Python if wrong answer

Question

temp = '32'
if temp > 85:
      print "Hot"
elif temp > 62:
      print "Comfortable" 
else:
      print "Cold" 

Why does it give output 'Hot' , shouldn't it be 'Cold' ?

Answer 1

Because temp is a string and not an integer.

For Benji: we know it's a string because the value assigned to the variable is wrapped in single quotes!

More for Benji: we know it's not an integer because if it was, it would be quote-less! temp = 34 like so

Answer 2

As others have said, you are comparing a string to an integer, and should really just compare integers to one another. The reason why it returns True however, is because :

>>> type('32')  
<type 'str'>
>>> type(85)
<type 'int'>
>>> 'str' > 'int 
True

If you were curious how different types are evaluated in Python 2.7 with <:

>>> """any number type""" < dict() < list() < set() < str() < tuple()
True

Note that as mentioned by Martijn Pieters in the comments, number types are placed explicitly before all other types, and this behavior is not a result of the alphabetical sorting of type names.

Answer 3

By putting quotes around '32', you're defining it as a string, and then comparing it to an int.

Python evaluates strings to be 'greater than' ints, based on the type name: How does Python compare string and int?

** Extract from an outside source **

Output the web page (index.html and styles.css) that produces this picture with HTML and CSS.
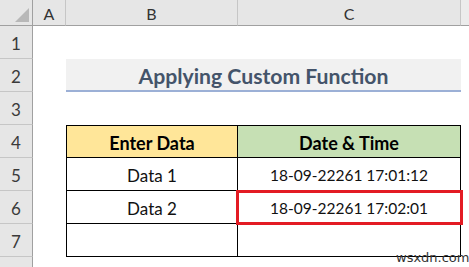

Just remove the quotes around '32', and it'll work.

Answer 4

You are comparing a string to an integer. Strings are always greater than integers regardless of their content. See here for more on why this is the case. Just make your variable an integer.

Answer 5

Remove the single quotations around the number temp I.e.

temp = 42

Not

temp = '42'

This is due to letters and number strings are coverted to their ASCII equivalent then compared. An example of this is the letter 'A' = 0, 'a' = 30. You can look these values up online for more understanding.